Compressors are driven by gas turbines or electrical motors (for lower power also reciprocating engines, steam turbines are sometimes used if thermal energy is available). Often, several stages in the same train are driven by the same motor or turbine.The main operating parameters for a compressor are the flow and pressure differentials. The product defines the total loading, so there is a ceiling set by the maximum design power. Furthermore, there is a maximum differential pressure (Max Pd) and choke flow (Max Q), the maximum flow that can be achieved. At lower flow, there is a minimum pressure differential and flow before the compressor will “surge” if there is not enough gas to operate.

If variations in flow are expected or differences between common shaft compressors occur, the situation will be handled with recirculation. A high flow, high pressure differential surge control valve will open to let gas from the discharge side back into the suction side. Since this gas is heated, it will also pass through the heat exchanger and scrubber so as not to become overheated by circulation.

The operating characteristics are defined by the manufacturer. In the diagram above, the blue lines mark constant speed lines. The maximum operating limits are set by the orange line as described above. The surge domain is the area to the left of the red surge curve.

The objective of compressor performance control is to keep the operating point close to the optimal set point without violating the constraints by means of control outputs, such as the speed setting. However, gas turbine speed control response is relatively slow and even electric motors are not fast enough, since surge response must be in the 100 ms range. Anti-surge control will protect the compressor from going into surge by operating the surge control valve. The basic strategy is to use distance between operating point and surge line to control the valve with a slower response time, starting at the surge control line. Crossing the surge trip line will cause a fast response opening of the surge valve to protect the compressor.
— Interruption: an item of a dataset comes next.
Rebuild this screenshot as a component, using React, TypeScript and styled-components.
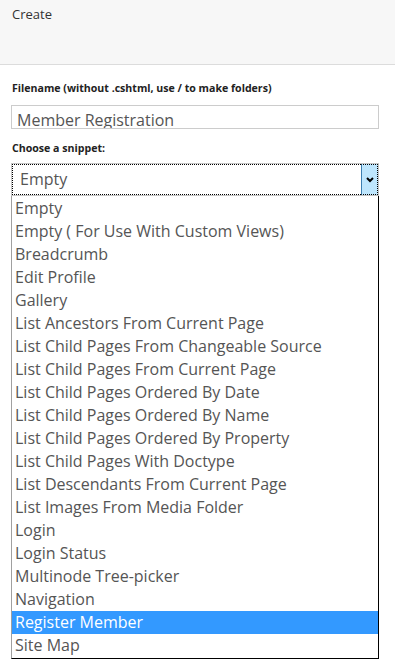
import React from 'react';
import styled, { createGlobalStyle } from 'styled-components';

const GlobalStyle = createGlobalStyle`
  html, body {
    margin: 0;
    padding: 0;
    background: #fff;
    font-family: 'Open Sans', 'DejaVu Sans', sans-serif;
  }
`;

const Page = styled.div`
  width: 395px;
  height: 668px;
  overflow: hidden;
`;

const Header = styled.div`
  height: 65px;
  box-sizing: border-box;
  padding: 5px 12px 0;
  background: #f7f7f7;
  border-bottom: 1px solid #dcdcdc;
  font-size: 13px;
  color: #333;
`;

const Form = styled.div`
  padding: 16px 11px 0;
`;

const Label = styled.div`
  padding-left: 1px;
  font-size: 10.6px;
  font-weight: 700;
  color: #222;
  line-height: 14px;
`;

const TextInput = styled.div`
  margin-top: 10px;
  width: 368px;
  height: 24px;
  box-sizing: border-box;
  border: 1px solid #ccc;
  padding-left: 5px;
  font-size: 16px;
  line-height: 28px;
  color: #555;
  overflow: hidden;
`;

const SnippetLabel = styled(Label)`
  margin-top: 12px;
`;

const Select = styled.div`
  margin-top: 8px;
  width: 368px;
  height: 33px;
  box-sizing: border-box;
  border: 1px solid #c4c4c4;
  display: flex;
`;

const SelectValue = styled.div`
  flex: 1;
  border: 1px dotted #000;
  border-right: none;
  padding-left: 7px;
  font-size: 16px;
  line-height: 29px;
  color: #555;
`;

const ArrowButton = styled.div`
  width: 17px;
  box-sizing: border-box;
  background: #bee6fd;
  border-left: 1px solid #3c7fb1;
  border-top: 1px dotted #000;
  border-right: 1px dotted #000;
  border-bottom: 1px dotted #000;
  display: flex;
  align-items: center;
  justify-content: center;
`;

const List = styled.div`
  width: 368px;
  box-sizing: border-box;
  border: 1px solid #000;
  border-top: none;
  border-left-color: #a0a0a0;
  padding: 1px 0;
`;

const Option = styled.div<{ $active?: boolean }>`
  height: 23px;
  padding-left: 3px;
  font-size: 16px;
  line-height: 23px;
  white-space: nowrap;
  color: ${({ $active }) => ($active ? '#fff' : '#555')};
  background: ${({ $active }) => ($active ? '#3399ff' : 'transparent')};
`;

const options = [
  'Empty',
  'Empty ( For Use With Custom Views)',
  'Breadcrumb',
  'Edit Profile',
  'Gallery',
  'List Ancestors From Current Page',
  'List Child Pages From Changeable Source',
  'List Child Pages From Current Page',
  'List Child Pages Ordered By Date',
  'List Child Pages Ordered By Name',
  'List Child Pages Ordered By Property',
  'List Child Pages With Doctype',
  'List Descendants From Current Page',
  'List Images From Media Folder',
  'Login',
  'Login Status',
  'Multinode Tree-picker',
  'Navigation',
  'Register Member',
  'Site Map',
];

export default function App() {
  return (
    <Page>
      <GlobalStyle />
      <Header>Create</Header>
      <Form>
        <Label>Filename (without .cshtml, use / to make folders)</Label>
        <TextInput>Member Registration</TextInput>
        <SnippetLabel>Choose a snippet:</SnippetLabel>
        <Select>
          <SelectValue>Empty</SelectValue>
          <ArrowButton>
            <svg width="8" height="6" viewBox="0 0 8 6">
              <path d="M1 1 L4 4 L7 1" stroke="#000" strokeWidth="2" fill="none" />
            </svg>
          </ArrowButton>
        </Select>
        <List>
          {options.map((o) => (
            <Option key={o} $active={o === 'Register Member'}>
              {o}
            </Option>
          ))}
        </List>
      </Form>
    </Page>
  );
}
Operation with recirculation wastes energy (which could result in unnecessary emissions) and produces wear and tear, particularly on the surge valve. Each vendor supplies several variants of compressor control and anti-surge control to optimize performance, based on various corrective and predictive algorithms. Some strategies include:

•         Set point adjustment: If rapid variations in load cause surge valve action, the set point will be moved to increase the surge margin.

•         Equal margin: The set point is adjusted to allow equal margin to surge between several compressors.

•         Model based control: Outside the compressor itself, the main parameter for the surge margin is the total volume from the surge valve to the compressor suction inlet, and the response time for the surge valve flow. A model predictive controller could predict surge conditions and react faster to real situations while preventing unnecessary recirculation.

Since compressors require maintenance and are potentially expensive to replace, several other systems are normally included:

Load management: To balance loading among several compressors in a train and between trains, the compressor control system often includes algorithms for load sharing, load shedding and loading. Compressors are normally purged with inert gas, such as nitrogen during longer shutdowns, e.g., for maintenance. Therefore, startup and shutdown sequences will normally include procedures to introduce and remove the purge gas.

Vibration: Vibration is a good indicator of problems in compressors, and accelerometers are mounted on various parts of the equipment to be logged and analyzed by a vibration monitoring system.

Speed governor: If the compressor is turbine driven, a dedicated speed governor handles the fuel valves and other controls on the turbine to maintain efficiency and control rotational speed. For electrical motors this function is handled by a variable speed drive.

The final function around the compressor itself is lube and seal oil handling. Most compressors have wet seals, which are traps around shafts where oil at high pressure prevents gas from leaking out to atmosphere or other parts of the equipment. Oil is used for lubrication of the high speed bearings. This oil gradually absorbs gas under pressure and may become contaminated. It needs to be filtered and degassed. This happens in smaller reboilers, in much the same way as for the glycol reboilers.